▼
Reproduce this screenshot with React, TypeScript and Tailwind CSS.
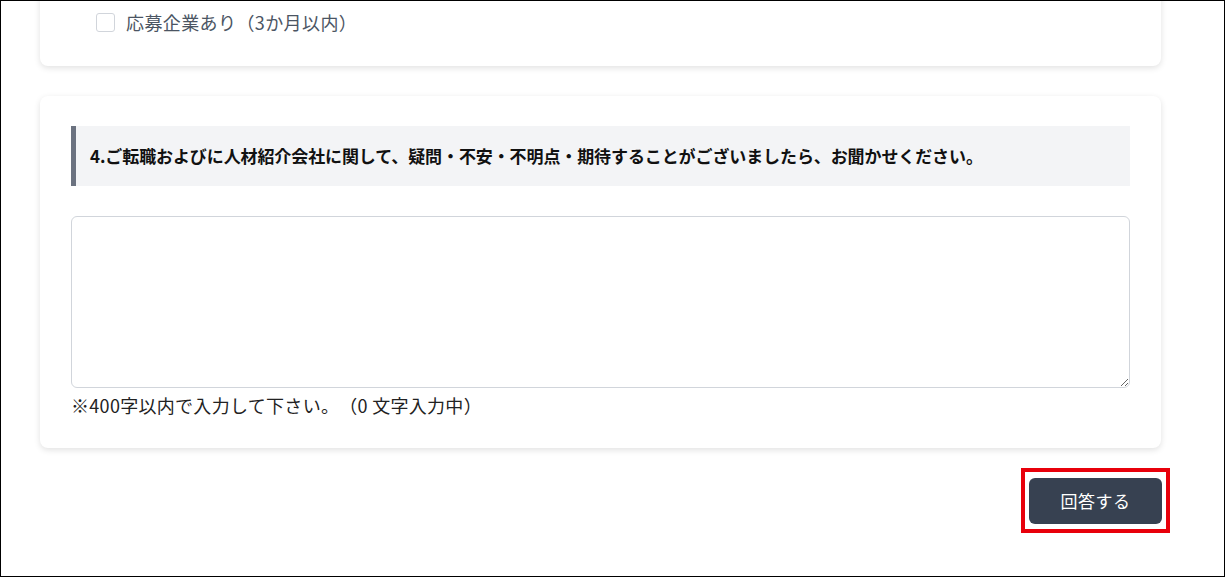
import React from "react";

export default function App() {
  return (
    <div
      lang="ja"
      className="w-[1225px] h-[577px] box-border border border-black bg-white overflow-hidden [text-spacing-trim:space-all]"
      style={{ fontFamily: '"Noto Sans CJK JP", "Noto Sans", sans-serif' }}
    >
      <div className="ml-[39px] w-[1121px] flex flex-col">
        {/* Card 1 (scrolled, top hidden) */}
        <div className="-mt-[21px] h-[86px] bg-white rounded-lg shadow-[0_2px_6px_rgba(0,0,0,0.12)] pl-[56px] pt-[32px]">
          <label className="flex items-center gap-[11px]">
            <span className="w-[19px] h-[19px] rounded-[3px] border border-[#d1d5db] bg-white" />
            <span className="text-[18px] leading-[20px] tracking-[0.4px] text-[#4b5563]">応募企業あり（3か月以内）</span>
          </label>
        </div>

        {/* Card 2 */}
        <div className="mt-[30px] bg-white rounded-lg shadow-[0_2px_6px_rgba(0,0,0,0.12)] px-[31px] pt-[30px] pb-[30px]">
          <div className="h-[60px] bg-[#f3f4f6] border-l-[5px] border-[#6b7280] flex items-center pl-[14px]">
            <h2 className="text-[17px] font-bold text-[#111111] tracking-[-0.1px]">
              4.ご転職およびに人材紹介会社に関して、疑問・不安・不明点・期待することがございましたら、お聞かせください。
            </h2>
          </div>
          <textarea className="mt-[30px] block w-full h-[172px] border border-[#d1d5db] rounded-md bg-white resize-y" />
          <p className="mt-[4px] text-[18px] leading-[26px] tracking-[0.3px] text-[#222222]">
            ※400字以内で入力して下さい。（0 文字入力中）
          </p>
        </div>

        {/* Button row */}
        <div className="mt-[30px] flex justify-end">
          <div className="relative mr-[-1px]">
            <button className="w-[133px] h-[46px] bg-[#374151] rounded-md text-white text-[17px] tracking-[0.5px]">
              回答する
            </button>
            <span className="absolute -left-[8px] -right-[8px] -top-[10px] -bottom-[9px] border-[4px] border-[#e8000b] pointer-events-none" />
          </div>
        </div>
      </div>
    </div>
  );
}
▲
- Problem requirements
Your copy of the data should match it exactly, except that pictures are left out.

- Right answer
Reproduce this screenshot with React, TypeScript and Tailwind CSS.
import React from "react";

export default function App() {
  return (
    <div
      lang="ja"
      className="w-[1225px] h-[577px] box-border border border-black bg-white overflow-hidden [text-spacing-trim:space-all]"
      style={{ fontFamily: '"Noto Sans CJK JP", "Noto Sans", sans-serif' }}
    >
      <div className="ml-[39px] w-[1121px] flex flex-col">
        {/* Card 1 (scrolled, top hidden) */}
        <div className="-mt-[21px] h-[86px] bg-white rounded-lg shadow-[0_2px_6px_rgba(0,0,0,0.12)] pl-[56px] pt-[32px]">
          <label className="flex items-center gap-[11px]">
            <span className="w-[19px] h-[19px] rounded-[3px] border border-[#d1d5db] bg-white" />
            <span className="text-[18px] leading-[20px] tracking-[0.4px] text-[#4b5563]">応募企業あり（3か月以内）</span>
          </label>
        </div>

        {/* Card 2 */}
        <div className="mt-[30px] bg-white rounded-lg shadow-[0_2px_6px_rgba(0,0,0,0.12)] px-[31px] pt-[30px] pb-[30px]">
          <div className="h-[60px] bg-[#f3f4f6] border-l-[5px] border-[#6b7280] flex items-center pl-[14px]">
            <h2 className="text-[17px] font-bold text-[#111111] tracking-[-0.1px]">
              4.ご転職およびに人材紹介会社に関して、疑問・不安・不明点・期待することがございましたら、お聞かせください。
            </h2>
          </div>
          <textarea className="mt-[30px] block w-full h-[172px] border border-[#d1d5db] rounded-md bg-white resize-y" />
          <p className="mt-[4px] text-[18px] leading-[26px] tracking-[0.3px] text-[#222222]">
            ※400字以内で入力して下さい。（0 文字入力中）
          </p>
        </div>

        {/* Button row */}
        <div className="mt-[30px] flex justify-end">
          <div className="relative mr-[-1px]">
            <button className="w-[133px] h-[46px] bg-[#374151] rounded-md text-white text-[17px] tracking-[0.5px]">
              回答する
            </button>
            <span className="absolute -left-[8px] -right-[8px] -top-[10px] -bottom-[9px] border-[4px] border-[#e8000b] pointer-events-none" />
          </div>
        </div>
      </div>
    </div>
  );
}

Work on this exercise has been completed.